Which takes us to the losses for Best Picture and Best Directing: while the two categories have occasionally provided wins for two different movies, one is back to the old conundrum of how can a best movie direct itself? It was clear from the get-go that the final contest would be between "The Social Network" and "The King's Speech", and I too would have opted for the winning latter. This British film will probably remain a timeless classic in the years ahead when Facebook has become something of an internet relic. On those grounds alone, the Coens' reworking of "True Grit" will probably also win the test of time.

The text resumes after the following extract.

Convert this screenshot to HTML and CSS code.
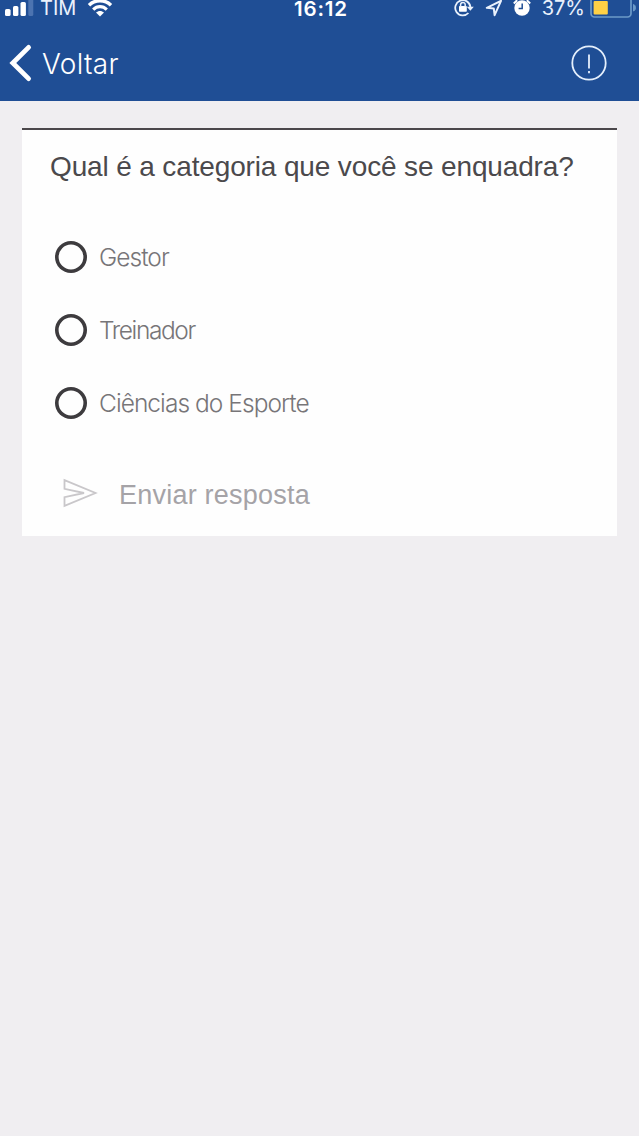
FILE: index.html
```html
<!DOCTYPE html>
<html lang="pt-BR">
<head>
<meta charset="utf-8">
<meta name="viewport" content="width=device-width, initial-scale=1">
<title>Enquete</title>
<link rel="stylesheet" href="styles.css">
</head>
<body>
<header class="header">
  <div class="status">
    <div class="status-left">
      <svg class="signal" width="29" height="18" viewBox="0 0 29 18"><g fill="#fff"><rect x="0" y="9" width="5.6" height="7" rx="1.6"/><rect x="8" y="6" width="5.4" height="10" rx="1.6"/><rect x="15.5" y="2" width="5.4" height="14" rx="1.6"/></g><rect x="23.3" y="-3" width="5" height="19" rx="1.6" fill="#4c73b0"/></svg>
      <span class="carrier">TIM</span>
      <svg class="wifi" width="26" height="18" viewBox="0 0 26 18" fill="none" stroke="#fff"><path d="M2 5.2C8-.8 18-.8 24 5.2" stroke-width="3.4"/><path d="M6.2 9.6c4-3.9 9.6-3.9 13.6 0" stroke-width="3.2"/><path d="M9 12.6c2.4-2.2 5.6-2.2 8 0l-4 3.8z" fill="#fff" stroke="none"/></svg>
    </div>
    <span class="time">16:12</span>
    <div class="status-right">
      <svg class="lock" width="20" height="18" viewBox="0 0 20 18" fill="none" stroke="#e9f1fc" stroke-width="1.8"><path d="M14.4 13A7.6 7.6 0 1 1 16.4 7"/><path d="M12.8 6.8h7L16.4 10.8z" fill="#e9f1fc" stroke="none"/><rect x="5" y="6" width="7.8" height="5.8" rx=".7" fill="#fff" stroke="none"/><path d="M6.6 7V4.7a2.3 2.3 0 0 1 4.6 0V7" stroke-width="1.5"/></svg>
      <svg class="location" width="18" height="18" viewBox="0 0 18 18" fill="none" stroke="#e9f1fc" stroke-width="2" stroke-linejoin="round"><path d="M16 .8 1.8 7.8l7 .6.8 6.8z"/></svg>
      <svg class="alarm" width="18" height="18" viewBox="0 0 18 18"><circle cx="9" cy="8" r="7.7" fill="#fff"/><path d="M.8 3.4 4.2.2M17.2 3.4 13.8.2" stroke="#fff" stroke-width="2"/><path d="M9.2 3.4v5.2H5.6" fill="none" stroke="#1f4e95" stroke-width="1.5"/></svg>
      <span class="percent">37%</span>
      <svg class="battery" width="46" height="20" viewBox="0 0 46 20"><rect x="1" y="-3" width="40" height="20" rx="3.5" fill="none" stroke="#6c9ac8" stroke-width="1.7"/><rect x="3.6" y="1" width="14.2" height="13.5" rx="1" fill="#ffd145"/><path d="M43.5 4.5c2.6.5 2.6 6 0 6.5z" fill="#6c9ac8" stroke="#6c9ac8"/></svg>
    </div>
  </div>
  <nav class="navbar">
    <a class="back">
      <svg width="23" height="38" viewBox="0 0 23 38" fill="none" stroke="#fff" stroke-width="4.8" stroke-linecap="round"><path d="M19.6 3.4 3.8 19l15.8 15.6"/></svg>
      <span class="back-label">Voltar</span>
    </a>
    <svg class="info" width="36" height="36" viewBox="0 0 36 36" fill="none" stroke="#e4effc"><circle cx="18" cy="18" r="16.7" stroke-width="1.8"/><path d="M18 9.5v14M18 26v2.2" stroke-width="1.8"/></svg>
  </nav>
</header>
<main class="card">
  <h1 class="question">Qual é a categoria que você se enquadra?</h1>
  <ul class="options">
    <li class="option"><span class="radio"></span><span class="label">Gestor</span></li>
    <li class="option"><span class="radio"></span><span class="label label-tight">Treinador</span></li>
    <li class="option"><span class="radio"></span><span class="label">Ciências do Esporte</span></li>
  </ul>
  <div class="submit">
    <svg width="36" height="30" viewBox="0 0 36 30" fill="none" stroke="#c9c7ca" stroke-width="1.8"><path d="M2.5 2.2 33.5 15 2.5 27.8v-8.6L22 15 2.5 10.8z"/></svg>
    <span class="submit-label">Enviar resposta</span>
  </div>
</main>
</body>
</html>
```
FILE: styles.css
```css
* { box-sizing: border-box; }
body {
  margin: 0;
  min-height: 1136px;
  background: #f0eef1;
  font-family: "Liberation Sans", Arial, sans-serif;
}
svg { display: block; flex: none; }
.header {
  height: 101px;
  background: #1f4e95;
  color: #fff;
  font-family: Inter, "Liberation Sans", sans-serif;
}
.status {
  display: grid;
  grid-template-columns: 1fr auto 1fr;
  height: 26px;
  line-height: 17px;
  padding: 0 3px 0 5px;
  white-space: nowrap;
}
.status-left, .status-right { display: flex; }
.status-right { justify-content: flex-end; }
.carrier { margin-left: 6px; font-size: 20px; color: #e9f1fc; }
.wifi { margin-left: 11px; }
.time { padding-left: 1px; font-size: 20.5px; font-weight: 600; letter-spacing: .8px; }
.location { margin-left: 11px; }
.alarm { margin-left: 10px; }
.percent { margin-left: 11px; font-size: 20px; color: #e9f1fc; }
.battery { margin-left: 5px; }
.lock, .location, .alarm, .percent { margin-right: 0; }
.navbar {
  display: flex;
  justify-content: space-between;
  align-items: center;
  height: 74px;
  padding: 0 32px 0 9px;
}
.back { display: flex; align-items: center; gap: 10px; }
.back-label { padding-top: 1px; font-size: 28px; font-weight: 300; letter-spacing: .3px; }
.card {
  height: 408px;
  margin: 27px 22px 0;
  padding: 21px 28px 0;
  border-top: 2px solid #4b474b;
  background: #fefefe;
}
.question {
  margin: 0;
  font-size: 28px;
  line-height: 32px;
  letter-spacing: -.14px;
  font-weight: 400;
  color: #4b494c;
  white-space: nowrap;
}
.options { list-style: none; margin: 37px 0 0 5px; padding: 0; }
.option { display: flex; align-items: center; gap: 12px; height: 73px; }
.radio {
  width: 32px;
  height: 32px;
  box-shadow: inset 0 0 0 3.6px #3d3b3e;
  border-radius: 50%;
}
.label {
  font-family: Inter, "Liberation Sans", sans-serif;
  font-size: 24.5px;
  font-weight: 300;
  letter-spacing: -.95px;
  color: #777578;
}
.label-tight { letter-spacing: -1.4px; }
.submit { display: flex; align-items: center; gap: 21px; height: 34px; margin: 37px 0 0 12px; }
.submit-label { padding-top: 4px; font-size: 27px; letter-spacing: .22px; color: #a5a3a7; }
```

This brings me to the movie's last Oscar loss: cinematography. The Coens' regular colleague Roger Deakins has been nominated by the Academy a total of nine times and has never won. I find it hard to understand why the filming of CGI-generated special effects in "Inception" was considered a greater achievement than the achingly beautiful and poetic cinematography on display here. He wuz robbed!!!

In summary, this new version of an old favourite may not have been an award-winner, but it is a major achievement and can proudly take its place with the brothers' finest films.